Ha dichiarato pertanto la sua incompetenza a procedere all'affidamento familiare di un figlio di ignoti (fra l'altro dichiarato in stato di adottabi­lità e gravemente handicappato sul piano intellet­tuale). Secondo il tribunale per i minorenni di Torino sarebbe competente per gli affidamenti familiari il giudice tutelare (che nel caso in esa­me è di diverso avviso) in tutti i casi in cui il minare ha un tutore.

Di qui l'inserimento del 2° comma.

Il primo comma invece riproduce alla lettera il primo comma della modifica proposta dal Comi­tato ristretto, salvo la sostituzione della parola «giudice» con tribunale per i minorenni, rite­nendosi preferibile che le decisioni al riguardo siano collegiali.

 

La prima parte dell'articolo riproduce l'arti­colo 8 della proposta di legge n. 3277 presentata dall'on. Padula.
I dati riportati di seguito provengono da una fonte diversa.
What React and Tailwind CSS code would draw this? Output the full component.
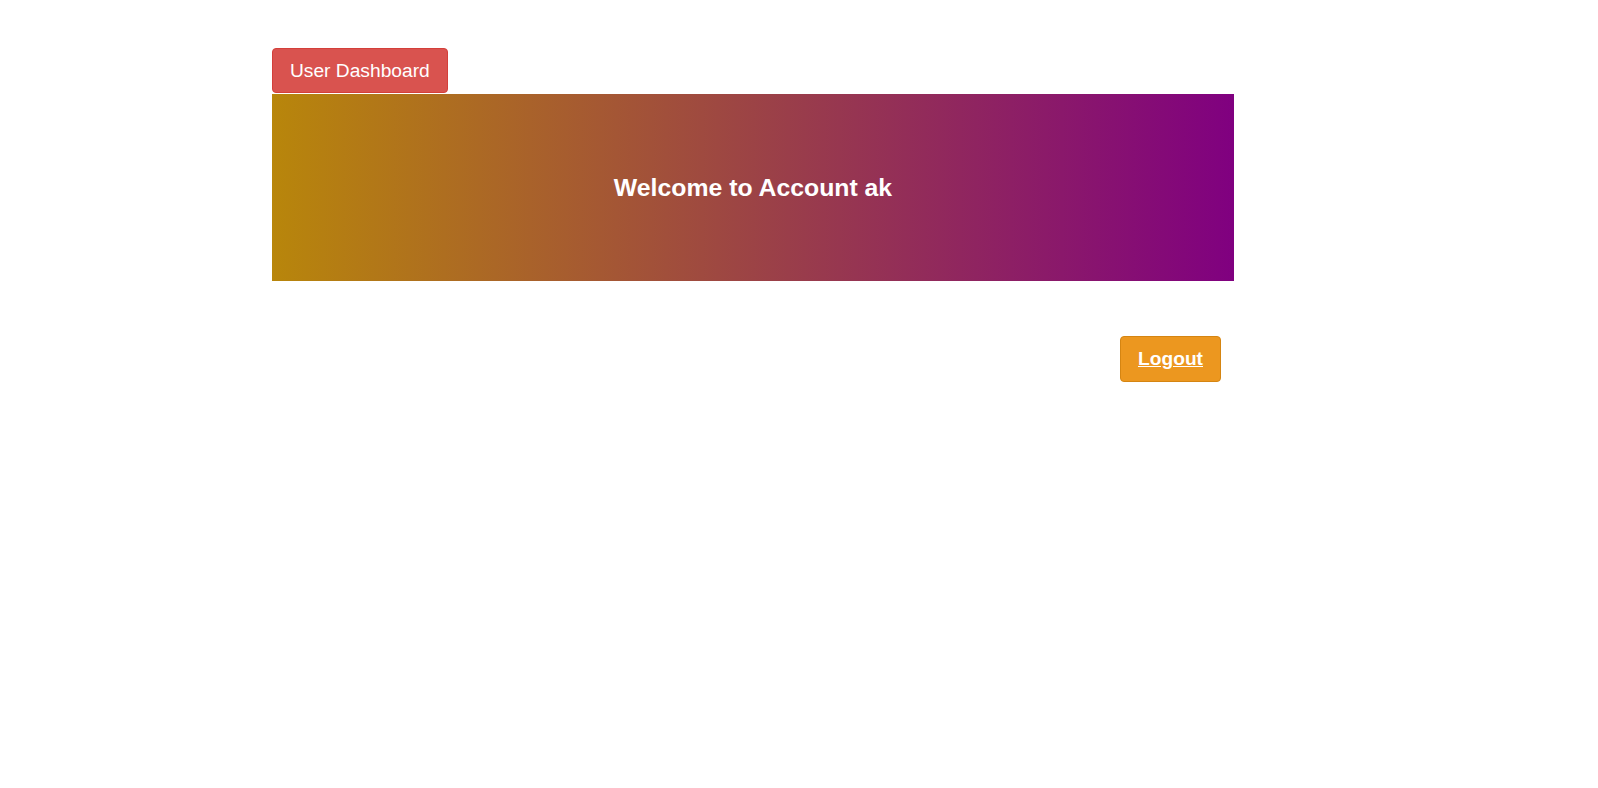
import React from 'react';

const App = () => {
  return (
    <div className="min-h-screen bg-white font-['Liberation_Sans',Arial,sans-serif]">
      <div className="ml-[272px] w-[962px] pt-[48px]">
        {/* Dashboard tab */}
        <button className="h-[45px] px-[17px] bg-[#d9534f] border border-[#d43f3a] rounded-[4px] text-white text-[19.2px] leading-none">
          User Dashboard
        </button>

        {/* Welcome banner */}
        <div className="mt-[1px] h-[187px] flex items-center justify-center bg-[linear-gradient(to_right,#b8860b,#800080)]">
          <h3 className="text-white text-[24.8px] font-bold">Welcome to Account ak</h3>
        </div>

        <div className="flex justify-end pr-[13px] mt-[55px]">
          <button className="h-[46px] px-[17px] bg-[#ec971f] border border-[#d58512] rounded-[4px] text-white text-[19.2px] font-bold underline leading-none">
            Logout
          </button>
        </div>
      </div>
    </div>
  );
};

export default App;
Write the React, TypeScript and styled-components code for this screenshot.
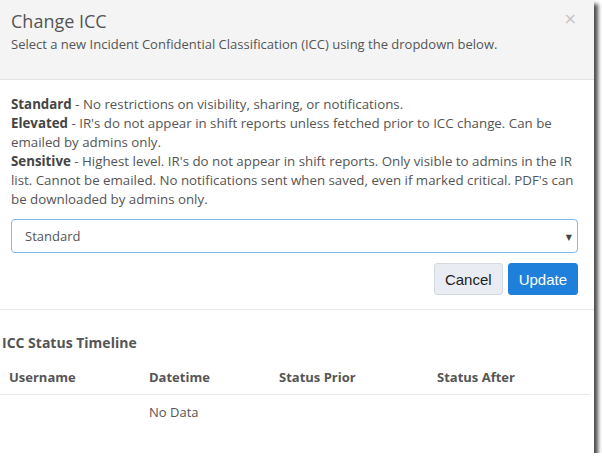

AI riguardo si segnala l'assurdità della sospensione della dichiarazione di adotta­bilità quando sia in corso un procedimento di dichiarazione giudiziale di paternità o di mater­nità e il minore sia in stato di abbandono.

Non è certamente per una dichiarazione giu­diziale che il genitore stabilirà dei legami affet­tivi.

Con la seconda parte della modifica proposta si intende ovviare al gravissimo inconveniente della separazione di un minore dalle persone che lo allevano per dichiararlo in stato di adottabilità ed affidarlo ad altra famiglia.

Per i minori il legame affettivo deve preva­lere: è preferibile infatti di gran lunga che un minore continui a vivere in una famiglia affidata­ria e la sua situazione giuridica sia, ad esempio, di figlio di ignoti, piuttosto che essere sradicato dalla sua famiglia per avere lo status giuridico di figlio legittimo.

Qualsiasi esperto in psicologia o pedagogia può confermare questa tesi.

 

Si richiede la soppressione dell'affiliazione a condizione che sia ammesso il riconoscimento dei figli adulterini e sia resa possibile, con una procedura snella e non onerosa, il cambiamento del cognome nell'interesse del minore.

L'affiliazione viene infatti oggi utilizzata per questi motivi.

Non si deve invece consentire che l'affiliazio­ne diventi un'alternativa all'adozione, perché fra l'altro potrebbe diventare un mezzo per sottrarre

i figli ai genitori, dei quali, ai sensi dell'art. 406 del codice civile, è prevista la sola audizione e non la prestazione del consenso.

Si intende cioè evitare che gli affidamenti fa­miliari con rapporti con la famiglia d'origine pos­sano essere trasformati in affiliazioni con il con­seguente passaggio della patria potestà dai geni­tori agli affidatari.

 

 

 

 

 

(1) Documento elaborato dall'Associazione nazionale famiglie adottive e affidatarie e dall'Unione italiana per la pro­mozione dei diritti del minore e per la lotta contro l'emarginazione sociale e inviato al Presidente e ai componenti della Commissione Giustizia della Camera dei Deputati l'8-11-1971.

(2) Vedasi Prospettive assistenziali, n. 15, pag. 61 e segg.